Shares of Peloton Interactive Inc. surged Monday following reports indicating that Amazon.com Inc. and others have shown interest in acquiring the maker of connected exercise equipment, which has seen its stock crunched in recent months amid a slowing of demand.
Amazon AMZN, +0.19% hypothetically could drive various links with Peloton PTON, +20.93%, including making its classes part of the Amazon Prime subscription offering, according to The Wall Street Journal, which reported on the deal interest late Friday, citing unnamed sources. While the report noted that both Peloton and Amazon were working with their advisors to consider a potential combination, it also mentioned that “no deal is imminent.”
The Financial Times separately reported that both Amazon and Nike Inc. NKE, -0.17% were considering possible bids for Peloton but that neither one has held talks with the company.
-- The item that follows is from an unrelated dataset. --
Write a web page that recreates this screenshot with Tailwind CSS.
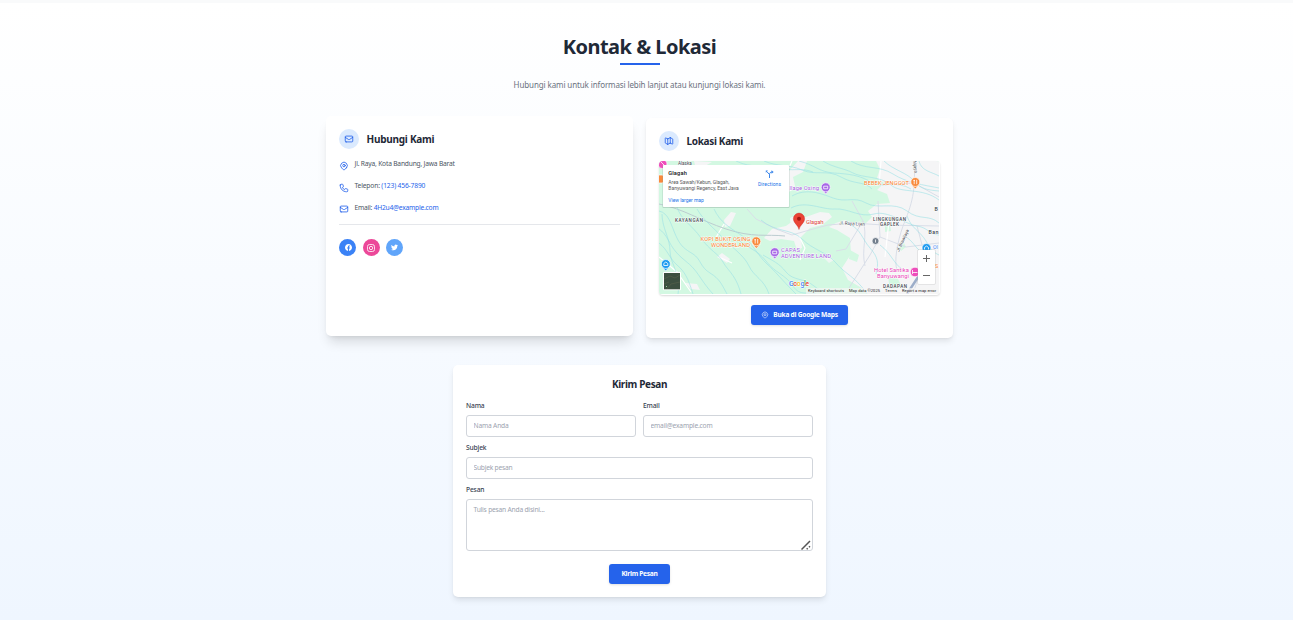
<!DOCTYPE html>
<html lang="id">
<head>
<meta charset="utf-8">
<title>Kontak &amp; Lokasi</title>
<script src="https://cdn.jsdelivr.net/npm/@tailwindcss/browser@4"></script>
</head>
<body class="h-[620px] overflow-hidden bg-gray-50 pt-[3px] font-['Noto_Sans','Open_Sans',sans-serif] text-[6.67px] text-[#1f2937]">
<section class="h-[617px] bg-linear-to-b from-white to-[#eff6ff] pr-[14px] pt-8">
  <header class="flex flex-col items-center">
    <h2 class="h-6 text-[20px] leading-6 font-bold tracking-[-0.52px] whitespace-nowrap">Kontak &amp; Lokasi</h2>
    <div class="mt-[4px] h-[2px] w-10 bg-[#2563eb]"></div>
    <p class="mt-[12px] h-4 text-[8px] leading-[16px] tracking-[-0.11px] whitespace-nowrap text-[#6b7280]">Hubungi kami untuk informasi lebih lanjut atau kunjungi lokasi kami.</p>
  </header>

  <div class="mx-auto mt-[23px] flex w-[627px] gap-[13px]">
    <div class="h-[220px] w-[307px] rounded-[5px] bg-white px-[13px] pt-[13px] shadow-[0_9px_12px_-3px_rgb(0_0_0/0.13),0_3px_5px_-3px_rgb(0_0_0/0.12)]">
      <div class="flex items-center gap-[7.5px]">
        <div class="flex size-5 items-center justify-center rounded-full bg-[#dbeafe] text-[#2563eb]">
          <svg class="size-[10px]" viewBox="0 0 24 24" fill="none" stroke="currentColor" stroke-width="2" stroke-linecap="round" stroke-linejoin="round"><path d="M3 8l7.89 5.26a2 2 0 0 0 2.22 0L21 8M5 19h14a2 2 0 0 0 2-2V7a2 2 0 0 0-2-2H5a2 2 0 0 0-2 2v10a2 2 0 0 0 2 2z"/></svg>
        </div>
        <h3 class="pt-px text-[10px] leading-[19px] font-bold tracking-[-0.25px] whitespace-nowrap">Hubungi Kami</h3>
      </div>
      <ul class="mt-[9px] text-[#4b5563]">
        <li class="flex h-[22px] gap-[5.5px]">
          <svg class="mt-[3px] size-[10px] text-[#2563eb]" viewBox="0 0 24 24" fill="none" stroke="currentColor" stroke-width="2" stroke-linecap="round" stroke-linejoin="round"><path d="M17.657 16.657L13.414 20.9a2 2 0 0 1-2.827 0l-4.244-4.243a8 8 0 1 1 11.314 0z"/><path d="M15 11a3 3 0 1 1-6 0 3 3 0 0 1 6 0z"/></svg>
          <span class="pt-px leading-[10px] tracking-[-0.19px] whitespace-nowrap">Jl. Raya, Kota Bandung, Jawa Barat</span>
        </li>
        <li class="flex h-[22px] gap-[5.5px]">
          <svg class="mt-[3px] size-[10px] text-[#2563eb]" viewBox="0 0 24 24" fill="none" stroke="currentColor" stroke-width="2" stroke-linecap="round" stroke-linejoin="round"><path d="M3 5a2 2 0 0 1 2-2h3.28a1 1 0 0 1 .948.684l1.498 4.493a1 1 0 0 1-.502 1.21l-2.257 1.13a11.042 11.042 0 0 0 5.516 5.516l1.13-2.257a1 1 0 0 1 1.21-.502l4.493 1.498a1 1 0 0 1 .684.949V19a2 2 0 0 1-2 2h-1C9.716 21 3 14.284 3 6V5z"/></svg>
          <span class="pt-px leading-[10px] tracking-[-0.15px] whitespace-nowrap">Telepon: <a class="text-[#2563eb]">(123) 456-7890</a></span>
        </li>
        <li class="flex h-[22px] gap-[5.5px]">
          <svg class="mt-[2px] size-[10px] text-[#2563eb]" viewBox="0 0 24 24" fill="none" stroke="currentColor" stroke-width="2" stroke-linecap="round" stroke-linejoin="round"><path d="M3 8l7.89 5.26a2 2 0 0 0 2.22 0L21 8M5 19h14a2 2 0 0 0 2-2V7a2 2 0 0 0-2-2H5a2 2 0 0 0-2 2v10a2 2 0 0 0 2 2z"/></svg>
          <span class="pt-px leading-[10px] tracking-[-0.21px] whitespace-nowrap">Email: <a class="text-[#2563eb]">4H2u4@example.com</a></span>
        </li>
      </ul>
      <div class="flex gap-[6.67px] border-t border-[#e5e7eb] pt-[14px] text-white">
        <a class="flex size-[17px] items-center justify-center rounded-full bg-[#3b82f6]"><svg class="ml-px size-[7px]" viewBox="0 0 24 24" fill="currentColor"><path d="M24 12.07C24 5.4 18.63 0 12 0S0 5.4 0 12.07c0 6.03 4.39 11.02 10.13 11.93v-8.44H7.08v-3.49h3.05V9.41c0-3.02 1.79-4.69 4.53-4.69 1.31 0 2.68.24 2.68.24v2.97h-1.51c-1.49 0-1.96.93-1.96 1.89v2.25h3.33l-.53 3.49h-2.8V24C19.61 23.09 24 18.1 24 12.07z"/></svg></a>
        <a class="flex size-[17px] items-center justify-center rounded-full bg-[#ec4899]"><svg class="size-[8px]" viewBox="0 0 24 24" fill="none" stroke="currentColor" stroke-width="2.4"><rect x="1.5" y="1.5" width="21" height="21" rx="6"/><circle cx="12" cy="12" r="5"/><circle cx="18.3" cy="5.7" r="1.2" fill="currentColor" stroke="none"/></svg></a>
        <a class="flex size-[17px] items-center justify-center rounded-full bg-[#60a5fa]"><svg class="size-[7px]" viewBox="0 0 24 24" fill="currentColor"><path d="M23.95 4.57a10 10 0 0 1-2.82.77 4.96 4.96 0 0 0 2.16-2.72c-.95.55-2 .95-3.13 1.18a4.92 4.92 0 0 0-8.38 4.48C7.69 8.1 4.07 6.13 1.64 3.16a4.92 4.92 0 0 0 1.52 6.57 4.9 4.9 0 0 1-2.23-.61v.06a4.92 4.92 0 0 0 3.95 4.83 5 5 0 0 1-2.21.08 4.94 4.94 0 0 0 4.6 3.42A9.87 9.87 0 0 1 0 19.54a13.99 13.99 0 0 0 7.55 2.21c9.05 0 14-7.5 14-13.98 0-.21 0-.42-.02-.63a9.94 9.94 0 0 0 2.42-2.57z"/></svg></a>
      </div>
    </div>

    <div class="mt-[2px] flex h-[220px] w-[307px] flex-col items-center rounded-[5px] bg-white px-[13px] pt-[13px] shadow-[0_4px_6px_-1px_rgb(0_0_0/0.1),0_1px_3px_-1px_rgb(0_0_0/0.08)]">
      <div class="flex w-full items-center gap-[7.5px]">
        <div class="flex size-5 items-center justify-center rounded-full bg-[#dbeafe] text-[#2563eb]">
          <svg class="size-[10px]" viewBox="0 0 24 24" fill="none" stroke="currentColor" stroke-width="2" stroke-linecap="round" stroke-linejoin="round"><path d="M9 20l-5.447-2.724A1 1 0 0 1 3 16.382V5.618a1 1 0 0 1 1.447-.894L9 7m0 13l6-3m-6 3V7m6 10l4.553 2.276A1 1 0 0 0 21 18.382V7.618a1 1 0 0 0-.553-.894L15 4m0 13V4m0 0L9 7"/></svg>
        </div>
        <h3 class="pt-px text-[10px] leading-[19px] font-bold tracking-[-0.33px] whitespace-nowrap">Lokasi Kami</h3>
      </div>
      <div class="mt-[10px] h-[134px] w-full overflow-hidden rounded-[4px] shadow-[0_1px_2px_rgb(0_0_0/0.15)]">
        <svg class="block h-[133px] w-[280px] bg-[#d3f8e2] font-['Roboto',sans-serif]" viewBox="0 0 280 133" fill="none">
          <!-- built-up areas -->
          <g fill="#f5f5f6">
            <path d="M217 0l4 8-3 9 7 5-7 7 10 4 3 9-13 1-9 7 4 6-7 7-12-1-8-3-9 3-7 4 8 3 13 8 1 16-9 14 6 12 12 7 8 7H280V0z"/>
            <path d="M105 77l8-9 14-3 11-8 9-1 14-5 9 1 3 4-10 8-12 3-9 9 1 11-5 2-3-9-13-2-11 2zM131 57l10-5 5 5-7 9-7 2zM127 13l12-13h9l-4 11-10 5 2 9-6 6-10-3 8-9zM65 59l7-8 5 1-6 13-5 1zM58 96l5-4 8 6-3 4zM26 122l12 1 3 6-9-1zM82 32l7-3 6 5-4 6-6-2zM35 0l18 1-7 4-10-1z"/>
            <path d="M164 96l6-1 5 4-5 3z" opacity=".8"/>
          </g>
          <g fill="#d3f8e2"><path d="M240 85l5-3 2 4-5 4zM226 61l5 2 1 7-6 1zM191 89l9 5-2 7-8-3zM229 116l10 2 4 8-12 2z"/></g>
          <!-- roads -->
          <g stroke="#d9dee8" stroke-width="1">
            <path d="M88 48l9 10 20 10 16 6 14-4 22-6 25-2 30 2 56 1M255 0c2 30-2 43-11 65-6 17-9 35-6 44M204 60c5 15-2 28 2 45M219 40l2 36-10 18-21 33M258 65l8 30-12 38M219 24l36-2 25 14M221 76l26 10 33-4M193 40l11 20-17 28-10 2"/>
          </g>
          <g stroke="#fff" stroke-width="1.2"><path d="M133 0l-7 16 6 14M140 75l6 12-5 12M65 63l-9 15M0 96l18 15 14 20M60 96l13 6M222 0l-2 24M230 60l-4 36"/></g>
          <path d="M0 43c25 5 40 16 67 25s40 5 59 7" stroke="#bcccd0" stroke-width="1"/>
          <path d="M248 133l13-20 8-8" stroke="#9cadc9" stroke-width="2.5"/>
          <!-- rivers -->
          <g stroke="#9ce0e6" stroke-width=".7" stroke-opacity=".85">
            <path d="M0 50c10 2 12 14 17 25s9 13 17 18 7 13 17 19 12 12 17 21M0 68c8 5 10 15 17 23s12 10 18 17 9 14 19 25M0 82c9 7 10 15 18 22s11 13 16 29M18 46c4 13 15 18 24 31s17 15 22 24 13 13 18 32M38 48c7 12 16 18 25 28s22 18 27 29 15 13 20 28M55 48c6 13 16 19 27 26s17 21 26 29 13 14 29 30M75 75c12 12 23 13 32 25s20 14 27 25 16 5 23 8M104 94c10 6 16 8 23 17s19 6 28 14 15 3 22 8"/>
            <path d="M77 0c16 8 29 3 43 7s21-1 34 4M105 0c14 6 24 3 38 9s25-1 39 7 24 4 31 12M140 0c16 4 20 11 35 12s25 2 37 9 26-2 40 7M164 0c11 7 21 7 30 12s28 3 38 12 31 2 48 15M192 0c14 9 28 4 42 13s31 11 46 14M133 35c14-8 28-3 41 2s21-2 33 5 28-2 41 8 22 3 32 12M132 47c15-8 31 2 44 1s25 9 39 5 31 10 43 12 11 8 22 9M102 59c15 13 30 8 41 19s25 13 34 24 20 14 31 31M248 55c4 12 13 15 19 25s7 11 13 14M245 75c11 5 11 15 25 21M225 0c9 9 24 12 30 20s14 9 25 10M260 0c2 10 13 11 20 15M221 84c12 9 12 17 24 26M190 63c12 5 13 15 21 24s9 15 6 26M3 53c0 14 8 24 8 37s12 24 8 43"/>
          </g>
          <!-- place labels -->
          <g font-size="5.3" stroke="#fff" stroke-width=".8" paint-order="stroke" stroke-linejoin="round">
            <g fill="#f97e2b">
              <text x="205" y="23.8" textLength="45" font-size="5.8">BEBEK JENGGOT</text>
              <text x="41.500" y="80.3" textLength="50" font-size="5.8">KOPI BUKIT OSING</text>
              <text x="52" y="86" textLength="39" font-size="5.8">WONDERLAND</text>
              <text x="276" y="107">S</text>
            </g>
            <g fill="#a35bdd">
              <text x="130.500" y="29.200" textLength="29.500" font-size="5.8">llage Osing</text>
              <text x="122" y="91" textLength="19" font-size="5.8">CAPAS</text>
              <text x="122" y="97" textLength="50" font-size="5.8">ADVENTURE LAND</text>
            </g>
            <g fill="#e941b6">
              <text x="215" y="111" textLength="35" font-size="5.8">Hotel Santika</text>
              <text x="218" y="117" textLength="32" font-size="5.8">Banyuwangi</text>
            </g>
            <text x="147" y="62.500" textLength="17.500" font-size="6" fill="#dc3d35">Glagah</text>
            <text x="274" y="87.500" fill="#4285f4">Ol</text>
            <g fill="#40464e">
              <text x="16" y="61" font-size="4.6" font-weight="500" textLength="28">KAYANGAN</text>
              <text x="214" y="60" font-size="4.6" font-weight="500" textLength="33">LINGKUNGAN</text>
              <text x="221" y="65" font-size="4.6" font-weight="500" textLength="19">GAPLEK</text>
              <text x="224" y="127" font-size="4.6" font-weight="500" textLength="24">DADAPAN</text>
              <text x="180" y="63.500" font-size="4.8" textLength="26" transform="rotate(3 180 63)">Jl. Raya Lijen</text>
              <text x="240" y="91" font-size="4.600" textLength="24" transform="rotate(-65 240 91)">Jl. Brawijaya</text>
              <text x="254" y="-1" font-size="4.600" textLength="13" transform="rotate(83 254 -1)">Wijaya</text>
              <text x="269.500" y="73" font-weight="500" textLength="10">Ban</text>
              <text x="275.500" y="49.500" font-weight="500">B</text>
              <text x="19" y="4" font-size="4.600">Alaska</text>
            </g>
          </g>
          <!-- pins -->
          <g stroke="#fff" stroke-width=".7">
            <path d="M252.500 24l3.800 4 3.800-4z" fill="#f98a3c"/><circle cx="256.300" cy="21" r="4.500" fill="#f98a3c"/>
            <path d="M93.500 83.500l3.800 4 3.800-4z" fill="#f98a3c"/><circle cx="97.300" cy="80.300" r="4.500" fill="#f98a3c"/>
            <path d="M163 29l3.700 4 3.700-4z" fill="#a667e6"/><circle cx="166.700" cy="26.300" r="4.500" fill="#a667e6"/>
            <path d="M112 94l3.700 4 3.700-4z" fill="#a667e6"/><circle cx="115.700" cy="91.200" r="4.500" fill="#a667e6"/>
            <path d="M3 106l3.700 4 3.700-4z" fill="#1e9bf0"/><circle cx="6.800" cy="103" r="4.500" fill="#1e9bf0"/>
            <circle cx="267.500" cy="87" r="4.500" fill="#1e9bf0"/>
            <circle cx="256" cy="111" r="4.800" fill="#ee4dbb"/>
            <circle cx="3.500" cy="3" r="4.500" fill="#ee4dbb"/>
            <rect x="-4" y="14" width="9" height="8" rx="2" fill="#f98a3c"/>
            <circle cx="216.500" cy="80" r="3.500" fill="#74808e"/>
          </g>
          <g stroke="#fff" stroke-width=".8">
            <path d="M255.200 18.800v4.400M257.700 18.800v4.400M254.400 19.500h1.600M96.200 78v4.500M98.700 78v4.500M95.400 78.800h1.600"/>
            <path d="M164.700 25.200h4v2.600h-4zM113.700 90.200h4v2.600h-4zM4.800 104.500v-2l2-1.500 2 1.500v2zM253.500 113v-4M253.500 111.500h5M265.500 88.500v-2l2-1.500 2 1.500v2M216.500 78.500v3M2 1l3 3"/>
          </g>
          <path d="M140 68.500c-.6-4.500-5.600-6-5.600-10.800a5.600 5.600 0 0 1 11.200 0c0 4.800-5 6.300-5.600 10.800z" fill="#ea4335" stroke="#c5221f" stroke-width=".4"/>
          <circle cx="140" cy="57.800" r="2" fill="#a31511"/>
          <!-- info window -->
          <rect x="3.500" y="4.500" width="127" height="42.500" rx="1" fill="#8aa79a" opacity=".4"/>
          <rect x="4" y="4" width="126" height="42" rx=".7" fill="#fff"/>
          <text x="9.300" y="13.700" font-size="5.700" font-weight="500" fill="#111" textLength="18.500">Glagah</text>
          <g font-size="5" fill="#5b5b5b">
            <text x="9.300" y="22.800" textLength="61">Area Sawah/Kebun, Glagah,</text>
            <text x="9.300" y="28.800" textLength="70.500">Banyuwangi Regency, East Java</text>
            <text x="9.300" y="41" textLength="35.500" fill="#1a73e8">View larger map</text>
            <text x="99" y="24.800" textLength="23" fill="#1a73e8">Directions</text>
          </g>
          <path d="M110.500 17v-3.500l-2.800-3M110.500 13.800c0-2 1-2.800 2.500-2.800" stroke="#3b86ea" stroke-width="1"/><path d="M112.500 9.300l2.200 1.700-2.200 1.700zM106.800 11.700V9.500h2.200z" fill="#3b86ea"/>
          <!-- satellite thumbnail -->
          <rect x="4" y="111" width="18" height="18.300" rx="1" fill="#fff"/>
          <rect x="5" y="112" width="16" height="16.300" fill="#3c5040"/>
          <path d="M5 118l6-3 5 2 5-3M8 128l4-5 9-2M5 123l5-2" stroke="#4d5b47" stroke-width="1"/><path d="M7 125.500h1" stroke="#9ad0a0"/>
          <!-- zoom control -->
          <rect x="258.500" y="88.500" width="18" height="35" rx="1" fill="#999" opacity=".35"/>
          <rect x="259" y="89" width="17" height="34" rx=".8" fill="#fff"/>
          <path d="M264 97.500h7M267.500 94v7M264 114.500h7" stroke="#666" stroke-width="1"/>
          <text x="130" y="124.500" font-size="7" font-weight="500" textLength="20" stroke="#fff" stroke-width=".8" paint-order="stroke"><tspan fill="#4285f4">G</tspan><tspan fill="#ea4335">o</tspan><tspan fill="#fbbc04">o</tspan><tspan fill="#4285f4">g</tspan><tspan fill="#34a853">l</tspan><tspan fill="#ea4335">e</tspan></text>
          <rect x="147" y="127" width="133" height="6" fill="#f5f5f5" opacity=".7"/>
          <g font-size="4" fill="#222">
            <text x="149" y="131.200" textLength="36">Keyboard shortcuts</text>
            <text x="190" y="131.200" textLength="31">Map data ©2025</text>
            <text x="226" y="131.200" textLength="12">Terms</text>
            <text x="243" y="131.200" textLength="34">Report a map error</text>
          </g>
        </svg>
      </div>
      <a class="mt-[10px] flex h-5 w-[97px] shrink-0 items-center justify-center gap-[4px] rounded-[3px] bg-[#2563eb] font-bold text-white shadow-sm">
        <svg class="size-[8px] opacity-80" viewBox="0 0 24 24" fill="none" stroke="currentColor" stroke-width="2.2"><path d="M17.657 16.657L13.414 20.9a2 2 0 0 1-2.827 0l-4.244-4.243a8 8 0 1 1 11.314 0z"/><path d="M15 11a3 3 0 1 1-6 0 3 3 0 0 1 6 0z"/></svg>
        <span class="tracking-[-0.26px] whitespace-nowrap">Buka di Google Maps</span>
      </a>
    </div>
  </div>

  <form class="mx-auto mt-[27px] h-[232px] w-[373px] rounded-[5px] bg-white px-[13px] pt-[13px] shadow-[0_4px_6px_-1px_rgb(0_0_0/0.1),0_1px_3px_-1px_rgb(0_0_0/0.08)]">
    <h3 class="h-[14px] text-center text-[10px] leading-[13px] font-bold tracking-[-0.36px]">Kirim Pesan</h3>
    <div class="mt-[9px] grid grid-cols-2 gap-[7px]">
      <label class="block h-[36px] leading-[10px] font-medium text-[#374151]"><span class="block tracking-[-0.15px]">Nama</span>
        <input type="text" placeholder="Nama Anda" class="mt-[4px] block h-[22px] w-full rounded-[3px] border border-[#d1d5db] bg-white px-[6.5px] pb-[2px] font-normal tracking-[-0.18px] placeholder:text-[#9ca3af]">
      </label>
      <label class="block h-[36px] leading-[10px] font-medium text-[#374151]"><span class="block tracking-[-0.15px]">Email</span>
        <input type="text" placeholder="email@example.com" class="mt-[4px] block h-[22px] w-full rounded-[3px] border border-[#d1d5db] bg-white px-[6.5px] pb-[2px] font-normal tracking-[-0.18px] placeholder:text-[#9ca3af]">
      </label>
    </div>
    <label class="mt-[6px] block h-[36px] leading-[10px] font-medium text-[#374151]"><span class="block tracking-[-0.15px]">Subjek</span>
      <input type="text" placeholder="Subjek pesan" class="mt-[4px] block h-[22px] w-full rounded-[3px] border border-[#d1d5db] bg-white px-[6.5px] pb-[2px] font-normal tracking-[-0.22px] placeholder:text-[#9ca3af]">
    </label>
    <label class="relative mt-[6px] block leading-[10px] font-medium text-[#374151]"><span class="block tracking-[-0.15px]">Pesan</span>
      <textarea placeholder="Tulis pesan Anda disini..." class="mt-[4px] block h-[52px] w-full resize-none rounded-[3px] border border-[#d1d5db] bg-white px-[6.5px] py-[5px] font-normal tracking-[-0.2px] placeholder:text-[#9ca3af]"></textarea>
      <svg class="absolute right-[2px] bottom-[1px] h-[10px] w-[10px]" viewBox="0 0 10 10" stroke="#555" stroke-width="1.5"><path d="M.5 9.500l8.500-8.500M5.700 9.300l1-1M8 7.300l1-1"/></svg>
    </label>
    <button type="button" class="mx-auto mt-[13px] block h-5 w-[61px] rounded-[3px] bg-[#2563eb] font-bold tracking-[-0.3px] whitespace-nowrap text-white shadow-sm">Kirim Pesan</button>
  </form>
</section>
</body>
</html>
Representatives from Peloton and Nike didn’t immediately respond to MarketWatch’s request for comment about deal consideration. A representative from Amazon said that the company doesn’t comment on rumors or speculation.
Peloton has seen demand for its equipment fall off recently after an initial surge earlier in the pandemic, and its stock has been hit hard in the process. As of Friday’s close, the shares were down more than 85% from their 52-week intraday day.
The reported deal interest offered a bit of optimism. Shares gained more than 20% in Monday trading to notch their largest single-day percentage gain on record as various analysts chimed in with views suggesting that a combination might make sense.
“Arguably, fitness can be viewed as the next consumer experience to be digitized, after books, music, video and video games,” wrote MKM Partners analyst Rohit Kulkarni, who noted that Peloton and Amazon already have a “working relationship” since Peloton has appeared at Amazon Web Services summits.
He rates the stock at neutral with a $30 fair-value estimate.
Truist Securities analyst Youssef Squali saw “clear and material synergies with Prime.” Peloton has more than 2.7 million existing connected-fitness subscribers but could grow its reach as part of Amazon, helping to “amortize the cost of content,” he reasoned.
Amazon could also come to view Peloton’s content as a “competitive differentiator” after it recently announced plans to raise the price of an Amazon Prime membership, Squali wrote. He has a hold rating and $68 price target on Peloton’s stock.
But at least one other analyst was skeptical that a Big Tech deal for Peloton would bring much value to a potential buyer.
“Although Peloton’s star was propelled during COVID, it’s become increasingly clear it’s a much smaller (still impressive) business than prior perception,” wrote BMO Capital Markets analyst Simeon Siegel. “As such, one has to ask whether the brand is simply too small to make a difference to the world’s largest companies.”
In regards to a possible Amazon tie-up in particular, Siegel noted that Peloton has been “attempting to re-elevate its business, raising price following profit-eroding discounts.” However, bundling its connected-fitness offering with Amazon Prime would seem to go against that strategy.
“We believe PTON should ‘sell less and charge more,’ not cut prices further,” Siegel wrote.
He further hypothesized that neither Peloton nor the bidders appear to benefit from the recent reports, raising questions about who provided information about the deal interest and why they did so.
“Before opining on transaction-likelihoods, the timing (Friday, post-market, ahead of EPS) questions motivations behind the sources,” Siegel wrote.
He rates Peloton’s stock at underperform with a $24 price target.
Peloton is due to report fiscal second-quarter results after the closing bell Tuesday. The company released preliminary results in January.